Written problem:
Only the number is wanted: count the lines in the data with "React" in them.
^^^^^^^^^^^^^^^^
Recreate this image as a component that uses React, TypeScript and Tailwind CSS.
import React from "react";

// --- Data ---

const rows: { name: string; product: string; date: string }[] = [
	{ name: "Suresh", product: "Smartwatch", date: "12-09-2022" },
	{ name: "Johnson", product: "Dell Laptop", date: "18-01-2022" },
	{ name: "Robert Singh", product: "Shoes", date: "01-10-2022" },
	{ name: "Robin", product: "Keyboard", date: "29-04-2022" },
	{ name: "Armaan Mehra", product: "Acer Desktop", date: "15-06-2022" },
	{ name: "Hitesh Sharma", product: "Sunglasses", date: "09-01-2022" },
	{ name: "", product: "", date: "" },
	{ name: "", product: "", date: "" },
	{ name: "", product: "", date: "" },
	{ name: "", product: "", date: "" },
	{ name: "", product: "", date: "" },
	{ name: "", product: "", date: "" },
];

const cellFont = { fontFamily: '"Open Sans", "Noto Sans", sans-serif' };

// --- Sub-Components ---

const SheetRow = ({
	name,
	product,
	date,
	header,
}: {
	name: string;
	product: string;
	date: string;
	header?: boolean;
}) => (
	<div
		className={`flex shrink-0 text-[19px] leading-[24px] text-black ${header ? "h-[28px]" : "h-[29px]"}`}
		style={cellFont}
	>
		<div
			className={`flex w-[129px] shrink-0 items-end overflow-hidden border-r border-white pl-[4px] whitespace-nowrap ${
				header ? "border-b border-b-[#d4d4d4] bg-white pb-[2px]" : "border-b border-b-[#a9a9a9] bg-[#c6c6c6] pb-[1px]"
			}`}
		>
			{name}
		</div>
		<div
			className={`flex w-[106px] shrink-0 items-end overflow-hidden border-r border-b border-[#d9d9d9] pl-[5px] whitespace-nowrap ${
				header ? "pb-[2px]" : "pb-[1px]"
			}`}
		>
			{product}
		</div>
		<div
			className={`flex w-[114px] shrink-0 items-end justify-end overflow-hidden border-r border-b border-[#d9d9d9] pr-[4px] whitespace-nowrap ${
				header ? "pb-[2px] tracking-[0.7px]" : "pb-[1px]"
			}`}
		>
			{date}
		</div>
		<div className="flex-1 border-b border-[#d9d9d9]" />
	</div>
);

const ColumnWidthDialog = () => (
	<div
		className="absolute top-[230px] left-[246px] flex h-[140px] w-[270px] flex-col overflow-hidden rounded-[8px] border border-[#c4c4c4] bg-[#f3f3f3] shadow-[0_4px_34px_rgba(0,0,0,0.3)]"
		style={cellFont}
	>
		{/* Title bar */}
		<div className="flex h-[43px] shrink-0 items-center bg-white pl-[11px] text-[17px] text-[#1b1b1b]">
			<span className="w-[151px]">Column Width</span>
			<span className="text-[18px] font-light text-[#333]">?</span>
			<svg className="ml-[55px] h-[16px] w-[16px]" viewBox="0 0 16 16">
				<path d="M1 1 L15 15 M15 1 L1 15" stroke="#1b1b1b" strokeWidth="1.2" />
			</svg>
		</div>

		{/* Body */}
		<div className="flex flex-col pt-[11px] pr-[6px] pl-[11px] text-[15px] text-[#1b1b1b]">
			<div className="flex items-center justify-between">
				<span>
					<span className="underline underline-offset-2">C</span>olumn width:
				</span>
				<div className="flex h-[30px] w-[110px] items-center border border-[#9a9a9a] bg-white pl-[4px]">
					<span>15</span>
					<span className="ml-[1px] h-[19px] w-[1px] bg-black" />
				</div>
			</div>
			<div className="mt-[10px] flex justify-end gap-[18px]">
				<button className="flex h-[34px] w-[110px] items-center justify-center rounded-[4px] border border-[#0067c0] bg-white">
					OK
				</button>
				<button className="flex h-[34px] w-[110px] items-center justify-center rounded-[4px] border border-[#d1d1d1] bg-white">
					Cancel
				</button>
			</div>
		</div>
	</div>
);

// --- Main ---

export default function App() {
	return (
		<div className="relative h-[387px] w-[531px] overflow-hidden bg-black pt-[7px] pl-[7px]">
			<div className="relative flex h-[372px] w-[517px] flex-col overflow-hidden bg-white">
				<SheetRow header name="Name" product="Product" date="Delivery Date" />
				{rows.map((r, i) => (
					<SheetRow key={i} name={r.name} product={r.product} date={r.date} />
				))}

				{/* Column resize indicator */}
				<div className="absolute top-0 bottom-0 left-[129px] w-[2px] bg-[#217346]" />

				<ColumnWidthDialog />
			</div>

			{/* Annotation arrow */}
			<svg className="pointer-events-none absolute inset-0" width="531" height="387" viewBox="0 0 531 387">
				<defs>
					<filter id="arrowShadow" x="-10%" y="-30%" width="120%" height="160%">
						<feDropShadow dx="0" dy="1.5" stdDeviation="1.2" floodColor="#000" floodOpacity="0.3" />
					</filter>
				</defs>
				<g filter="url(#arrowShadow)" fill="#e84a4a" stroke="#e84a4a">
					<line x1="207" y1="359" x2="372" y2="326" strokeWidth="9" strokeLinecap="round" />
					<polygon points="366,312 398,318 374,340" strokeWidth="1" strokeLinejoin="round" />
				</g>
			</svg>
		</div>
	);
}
^^^^^^^^^^^^^^^^
Answer to this problem:
2